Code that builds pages
******

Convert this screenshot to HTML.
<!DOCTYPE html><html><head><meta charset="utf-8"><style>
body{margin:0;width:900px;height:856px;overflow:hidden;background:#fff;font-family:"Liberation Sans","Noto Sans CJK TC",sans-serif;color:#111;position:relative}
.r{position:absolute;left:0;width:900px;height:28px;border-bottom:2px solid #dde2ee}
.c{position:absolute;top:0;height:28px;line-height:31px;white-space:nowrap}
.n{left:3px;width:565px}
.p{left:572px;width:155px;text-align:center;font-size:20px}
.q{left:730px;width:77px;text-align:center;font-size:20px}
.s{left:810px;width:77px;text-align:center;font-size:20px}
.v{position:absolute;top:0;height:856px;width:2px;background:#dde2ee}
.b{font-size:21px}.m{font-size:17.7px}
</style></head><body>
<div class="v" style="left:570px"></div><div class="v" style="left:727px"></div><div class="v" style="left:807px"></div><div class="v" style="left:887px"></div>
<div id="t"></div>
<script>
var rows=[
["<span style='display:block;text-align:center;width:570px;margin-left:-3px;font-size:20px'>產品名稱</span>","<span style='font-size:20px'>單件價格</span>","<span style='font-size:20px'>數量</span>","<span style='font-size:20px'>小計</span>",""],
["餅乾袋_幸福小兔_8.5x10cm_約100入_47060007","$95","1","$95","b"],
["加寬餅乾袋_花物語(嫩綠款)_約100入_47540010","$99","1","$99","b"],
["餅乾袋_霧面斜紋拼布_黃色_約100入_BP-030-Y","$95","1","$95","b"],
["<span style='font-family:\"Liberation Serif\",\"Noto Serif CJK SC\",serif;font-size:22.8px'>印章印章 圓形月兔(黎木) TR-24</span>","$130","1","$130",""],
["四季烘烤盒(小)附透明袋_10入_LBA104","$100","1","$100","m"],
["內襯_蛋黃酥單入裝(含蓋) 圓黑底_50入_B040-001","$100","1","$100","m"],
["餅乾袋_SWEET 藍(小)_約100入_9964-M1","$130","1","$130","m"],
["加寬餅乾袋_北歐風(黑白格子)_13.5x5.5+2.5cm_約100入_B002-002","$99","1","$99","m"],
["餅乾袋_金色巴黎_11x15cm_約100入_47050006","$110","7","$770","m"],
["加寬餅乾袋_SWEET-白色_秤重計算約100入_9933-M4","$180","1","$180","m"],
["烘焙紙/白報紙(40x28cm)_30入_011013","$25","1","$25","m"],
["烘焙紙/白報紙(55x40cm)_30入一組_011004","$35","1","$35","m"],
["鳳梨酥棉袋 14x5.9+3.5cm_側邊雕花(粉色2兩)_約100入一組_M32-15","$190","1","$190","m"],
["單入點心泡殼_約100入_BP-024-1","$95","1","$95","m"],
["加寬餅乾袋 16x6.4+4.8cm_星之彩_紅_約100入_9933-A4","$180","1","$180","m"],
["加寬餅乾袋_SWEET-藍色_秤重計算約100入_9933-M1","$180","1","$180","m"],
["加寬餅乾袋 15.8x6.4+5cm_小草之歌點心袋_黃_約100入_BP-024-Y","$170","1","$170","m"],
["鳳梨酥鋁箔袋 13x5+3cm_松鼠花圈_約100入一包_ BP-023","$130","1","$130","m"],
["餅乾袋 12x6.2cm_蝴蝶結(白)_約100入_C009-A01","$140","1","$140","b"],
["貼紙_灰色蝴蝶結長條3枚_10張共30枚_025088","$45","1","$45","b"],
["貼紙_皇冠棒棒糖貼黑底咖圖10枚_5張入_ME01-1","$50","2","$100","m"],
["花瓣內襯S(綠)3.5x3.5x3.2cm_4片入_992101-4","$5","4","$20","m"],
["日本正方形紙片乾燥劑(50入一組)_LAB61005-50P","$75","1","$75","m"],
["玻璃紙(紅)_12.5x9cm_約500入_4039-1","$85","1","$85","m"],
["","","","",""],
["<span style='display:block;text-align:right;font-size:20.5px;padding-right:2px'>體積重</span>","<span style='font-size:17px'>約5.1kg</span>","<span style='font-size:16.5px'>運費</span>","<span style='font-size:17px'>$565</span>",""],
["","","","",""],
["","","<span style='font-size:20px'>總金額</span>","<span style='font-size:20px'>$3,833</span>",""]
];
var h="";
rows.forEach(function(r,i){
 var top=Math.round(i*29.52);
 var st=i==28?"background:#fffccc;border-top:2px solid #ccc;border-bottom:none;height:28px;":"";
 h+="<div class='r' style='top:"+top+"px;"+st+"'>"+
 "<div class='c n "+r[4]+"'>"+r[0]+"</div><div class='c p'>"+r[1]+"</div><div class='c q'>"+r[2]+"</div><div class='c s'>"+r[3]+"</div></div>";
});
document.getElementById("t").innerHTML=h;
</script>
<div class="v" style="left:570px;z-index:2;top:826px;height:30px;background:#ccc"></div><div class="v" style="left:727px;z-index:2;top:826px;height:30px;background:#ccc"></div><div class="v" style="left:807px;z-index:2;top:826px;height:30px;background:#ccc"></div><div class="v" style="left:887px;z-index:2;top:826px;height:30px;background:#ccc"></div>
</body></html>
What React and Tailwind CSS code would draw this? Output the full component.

******

◆ **Given instruction**: Make a verbatim copy of every entry shown above.

◆ **The result**:
Convert this screenshot to HTML.
<!DOCTYPE html><html><head><meta charset="utf-8"><style>
body{margin:0;width:900px;height:856px;overflow:hidden;background:#fff;font-family:"Liberation Sans","Noto Sans CJK TC",sans-serif;color:#111;position:relative}
.r{position:absolute;left:0;width:900px;height:28px;border-bottom:2px solid #dde2ee}
.c{position:absolute;top:0;height:28px;line-height:31px;white-space:nowrap}
.n{left:3px;width:565px}
.p{left:572px;width:155px;text-align:center;font-size:20px}
.q{left:730px;width:77px;text-align:center;font-size:20px}
.s{left:810px;width:77px;text-align:center;font-size:20px}
.v{position:absolute;top:0;height:856px;width:2px;background:#dde2ee}
.b{font-size:21px}.m{font-size:17.7px}
</style></head><body>
<div class="v" style="left:570px"></div><div class="v" style="left:727px"></div><div class="v" style="left:807px"></div><div class="v" style="left:887px"></div>
<div id="t"></div>
<script>
var rows=[
["<span style='display:block;text-align:center;width:570px;margin-left:-3px;font-size:20px'>產品名稱</span>","<span style='font-size:20px'>單件價格</span>","<span style='font-size:20px'>數量</span>","<span style='font-size:20px'>小計</span>",""],
["餅乾袋_幸福小兔_8.5x10cm_約100入_47060007","$95","1","$95","b"],
["加寬餅乾袋_花物語(嫩綠款)_約100入_47540010","$99","1","$99","b"],
["餅乾袋_霧面斜紋拼布_黃色_約100入_BP-030-Y","$95","1","$95","b"],
["<span style='font-family:\"Liberation Serif\",\"Noto Serif CJK SC\",serif;font-size:22.8px'>印章印章 圓形月兔(黎木) TR-24</span>","$130","1","$130",""],
["四季烘烤盒(小)附透明袋_10入_LBA104","$100","1","$100","m"],
["內襯_蛋黃酥單入裝(含蓋) 圓黑底_50入_B040-001","$100","1","$100","m"],
["餅乾袋_SWEET 藍(小)_約100入_9964-M1","$130","1","$130","m"],
["加寬餅乾袋_北歐風(黑白格子)_13.5x5.5+2.5cm_約100入_B002-002","$99","1","$99","m"],
["餅乾袋_金色巴黎_11x15cm_約100入_47050006","$110","7","$770","m"],
["加寬餅乾袋_SWEET-白色_秤重計算約100入_9933-M4","$180","1","$180","m"],
["烘焙紙/白報紙(40x28cm)_30入_011013","$25","1","$25","m"],
["烘焙紙/白報紙(55x40cm)_30入一組_011004","$35","1","$35","m"],
["鳳梨酥棉袋 14x5.9+3.5cm_側邊雕花(粉色2兩)_約100入一組_M32-15","$190","1","$190","m"],
["單入點心泡殼_約100入_BP-024-1","$95","1","$95","m"],
["加寬餅乾袋 16x6.4+4.8cm_星之彩_紅_約100入_9933-A4","$180","1","$180","m"],
["加寬餅乾袋_SWEET-藍色_秤重計算約100入_9933-M1","$180","1","$180","m"],
["加寬餅乾袋 15.8x6.4+5cm_小草之歌點心袋_黃_約100入_BP-024-Y","$170","1","$170","m"],
["鳳梨酥鋁箔袋 13x5+3cm_松鼠花圈_約100入一包_ BP-023","$130","1","$130","m"],
["餅乾袋 12x6.2cm_蝴蝶結(白)_約100入_C009-A01","$140","1","$140","b"],
["貼紙_灰色蝴蝶結長條3枚_10張共30枚_025088","$45","1","$45","b"],
["貼紙_皇冠棒棒糖貼黑底咖圖10枚_5張入_ME01-1","$50","2","$100","m"],
["花瓣內襯S(綠)3.5x3.5x3.2cm_4片入_992101-4","$5","4","$20","m"],
["日本正方形紙片乾燥劑(50入一組)_LAB61005-50P","$75","1","$75","m"],
["玻璃紙(紅)_12.5x9cm_約500入_4039-1","$85","1","$85","m"],
["","","","",""],
["<span style='display:block;text-align:right;font-size:20.5px;padding-right:2px'>體積重</span>","<span style='font-size:17px'>約5.1kg</span>","<span style='font-size:16.5px'>運費</span>","<span style='font-size:17px'>$565</span>",""],
["","","","",""],
["","","<span style='font-size:20px'>總金額</span>","<span style='font-size:20px'>$3,833</span>",""]
];
var h="";
rows.forEach(function(r,i){
 var top=Math.round(i*29.52);
 var st=i==28?"background:#fffccc;border-top:2px solid #ccc;border-bottom:none;height:28px;":"";
 h+="<div class='r' style='top:"+top+"px;"+st+"'>"+
 "<div class='c n "+r[4]+"'>"+r[0]+"</div><div class='c p'>"+r[1]+"</div><div class='c q'>"+r[2]+"</div><div class='c s'>"+r[3]+"</div></div>";
});
document.getElementById("t").innerHTML=h;
</script>
<div class="v" style="left:570px;z-index:2;top:826px;height:30px;background:#ccc"></div><div class="v" style="left:727px;z-index:2;top:826px;height:30px;background:#ccc"></div><div class="v" style="left:807px;z-index:2;top:826px;height:30px;background:#ccc"></div><div class="v" style="left:887px;z-index:2;top:826px;height:30px;background:#ccc"></div>
</body></html>
What React and Tailwind CSS code would draw this? Output the full component.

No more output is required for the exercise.